Ermittler filzen Professoren-Büro
Verdacht: Ein Dozent soll unter anderem Fördergelder missbraucht und Diplomarbeiten verkauft haben.
<strong>Krefeld. Punkt 10 Uhr hat die Hochschule Niederrhein an der Reinarzstraße am Donnerstag seltenen Besuch bekommen: Polizei und Staatsanwaltschaft beschlagnahmten Unterlagen und Computer-Festplatten im Büro eines Maschinenbau-Professors. Ihm wird unter anderem vorgeworfen, Fördergelder missbraucht und Diplomarbeiten von Studenten verkauft zu haben. Zudem soll er Studenten an anderen Stellen als in den Förderprogrammen vorgesehen eingesetzt und mit einer ganzen Latte ungenehmigter Nebentätigkeiten Geld in die eigene Tasche gewirtschaftet haben.

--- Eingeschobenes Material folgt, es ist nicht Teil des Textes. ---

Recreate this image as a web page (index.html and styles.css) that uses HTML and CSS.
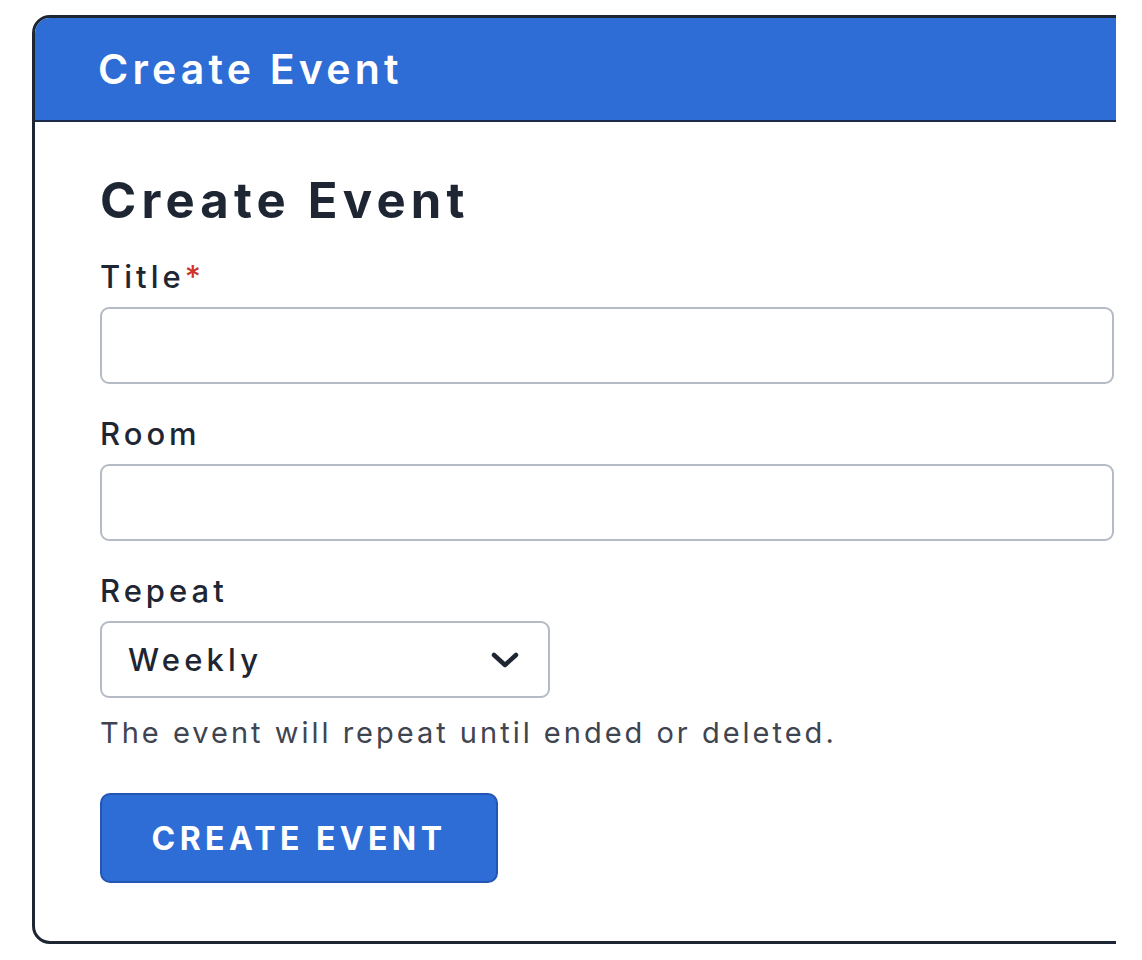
FILE: index.html
```html
<!DOCTYPE html>
<html lang="en">
<head>
<meta charset="utf-8">
<title>Create Event</title>
<link rel="stylesheet" href="styles.css">
</head>
<body>
<div class="viewport-clip">
  <section class="card">
    <header class="card-header">
      <span class="card-header-title">Create Event</span>
    </header>
    <form class="card-body">
      <h1 class="form-title">Create Event</h1>
      <div class="field">
        <label class="field-label" for="title">Title<span class="required">*</span></label>
        <input class="text-input" id="title" type="text">
      </div>
      <div class="field">
        <label class="field-label" for="room">Room</label>
        <input class="text-input" id="room" type="text">
      </div>
      <div class="field field-repeat">
        <label class="field-label" for="repeat">Repeat</label>
        <div class="select">
          <span class="select-value">Weekly</span>
          <svg class="select-chevron" width="30" height="18" viewBox="0 0 30 18" aria-hidden="true">
            <path d="M4 4 L15 14 L26 4" fill="none" stroke="#1f2633" stroke-width="4.5" stroke-linecap="round" stroke-linejoin="round"/>
          </svg>
        </div>
        <p class="help-text">The event will repeat until ended or deleted.</p>
      </div>
      <button class="primary-button" type="button">CREATE EVENT</button>
    </form>
  </section>
</div>
</body>
</html>
```

FILE: styles.css
```css
* {
  box-sizing: border-box;
}

html, body {
  margin: 0;
  padding: 0;
  background: #ffffff;
}

body {
  font-family: "Inter", "Liberation Sans", sans-serif;
  color: #1f2633;
  padding: 15px 0 0 32px;
}

.viewport-clip {
  width: 1084px;
  overflow: hidden;
  padding-bottom: 12px;
}

.card {
  width: 1140px;
  border: 3px solid #1e2533;
  border-radius: 18px;
  overflow: hidden;
  background: #ffffff;
}

.card-header {
  height: 104px;
  background: #2e6dd6;
  border-bottom: 2px solid #1b2b49;
  display: flex;
  align-items: center;
  padding-left: 63px;
}

.card-header-title {
  color: #ffffff;
  font-size: 41px;
  font-weight: 600;
  letter-spacing: 4.2px;
}

.card-body {
  padding: 51px 0 58px 65px;
  display: flex;
  flex-direction: column;
  align-items: flex-start;
}

.form-title {
  margin: 0;
  font-size: 49px;
  line-height: 56px;
  font-weight: 700;
  letter-spacing: 5.2px;
  color: #1e2533;
}

.field {
  display: flex;
  flex-direction: column;
  align-items: flex-start;
  width: 1014px;
  margin-top: 30px;
}

.field + .field {
  margin-top: 32px;
}

.field-label {
  font-size: 31px;
  line-height: 36px;
  font-weight: 500;
  letter-spacing: 4px;
  color: #1f2633;
  margin-bottom: 12px;
}

.required {
  color: #d0332b;
  margin-left: 0;
}

.text-input {
  width: 1014px;
  height: 77px;
  border: 2px solid #b5bbc4;
  border-radius: 9px;
  background: #ffffff;
  font: inherit;
  outline: none;
}

.select {
  width: 450px;
  height: 77px;
  border: 2px solid #b5bbc4;
  border-radius: 9px;
  display: flex;
  align-items: center;
  justify-content: space-between;
  padding: 0 28px 0 26px;
}

.select-value {
  font-size: 31px;
  font-weight: 500;
  letter-spacing: 4.2px;
  color: #1f2633;
}

.select-chevron {
  display: block;
}

.help-text {
  margin: 18px 0 0;
  font-size: 29px;
  line-height: 34px;
  letter-spacing: 3px;
  color: #3f4550;
}

.primary-button {
  margin-top: 43px;
  width: 398px;
  height: 90px;
  background: #2e6dd6;
  border: 2px solid #2356b3;
  border-radius: 10px;
  color: #ffffff;
  font-family: inherit;
  font-size: 32px;
  font-weight: 700;
  letter-spacing: 4.4px;
  cursor: pointer;
}
```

Verdacht gegen den Dozenten besteht bereits seit Monaten
Staatsanwalt Hans Dieter Menden bestätigt gegenüber der WZ die Durchsuchung: "Die Vorwürfe sammelten sich im Laufe von Monaten." Auch bei Maschinenbau-Unternehmen in Krefeld, Kempen, Willich, Moers und anderen Städten suchen die Ermittlungsbehörden nach Unterlagen.
Ein Disziplinarverfahren innerhalb der Hochschule ist bereits vor geraumer Zeit eingeleitet worden, sagt Sprecher Rudolf Haupt. Von einer Suspendierung hat Hochschulrektor Professor Hermann Ostendorf bisher abgesehen. "Das wäre die äußerste Konsequenz am Ende des Disziplinarverfahrens", erklärt Haupt. Der beschuldigte Dozent könne deshalb normal weiterarbeiten. Die interne Untersuchung laufe parallel zu den Ermittlungen der Staatsanwaltschaft.
Wie Haupt weiter sagt, habe die Hochschule die Ermittlungen selbst ins Rollen gebracht. "Es gab den Verdacht auf Unregelmäßigkeiten. Deshalb haben wir die Staatsanwaltschaft informiert." Die habe bisher sehr diskret ermittelt. Bis Donnerstag.
Missbraucht haben soll der Dozent vor allem Fördergelder der Arbeitsgemeinschaft industrieller Forschungsvereinigungen (AiF) in Köln und aus einem Programm "Pro-Inno II" des Bundeswirtschaftsministeriums, das der "Erhöhung der Innovationskompetenz mittelständischer Unternehmen" gilt - und zwar in Deutschland. Der Hochschullehrer wird verdächtigt, die Ergebnisse aber nach Asien verkauft zu haben.
Der angenommene Schaden lässt sich bislang noch nicht beziffern. Wahrscheinlich liegt er aber in einer Größenordnung von mehreren hunderttausend Euro.
Untersucht wird auch die Handhabung von Drittmittel-Verträgen mit Unternehmen wie etwa einer Kempener Maschinenfabrik. Sie soll bei dem Professor Entwicklungsarbeiten in Höhe von rund 200000 Euro in Auftrag gegeben haben. Ob der Vertrag überhaupt abgeschlossen werden durfte, wird geprüft.
Schon im Sommer hatte sich eine Staatsanwältin mit den Vorwürfen gegen den Hochschullehrer befasst. Dabei konzentrierte sie sich unter anderem auf den nicht erlaubten Verkauf von Diplomarbeiten an ein Unternehmen in Willich und die Bezahlung von Diplomanden aus Projektmitteln, die anderweitig einzusetzen waren.
Fördermittel: Der Hochschuldozent steht im Verdacht, insbesondere Gelder der Arbeitsgemeinschaft industrieller Forschungsvereinigungen (AiF), Köln, falsch verwendet zu haben.
Arbeitsgemeinschaft: Die AiF fördert Forschung und Entwicklung zugunsten kleiner und mittlerer Unternehmen. Als Träger der industriellen Gemeinschaftsforschung und weiterer Förderprogramme des Bundes setzt sich die AiF für die Leistungsfähigkeit des Mittelstandes ein.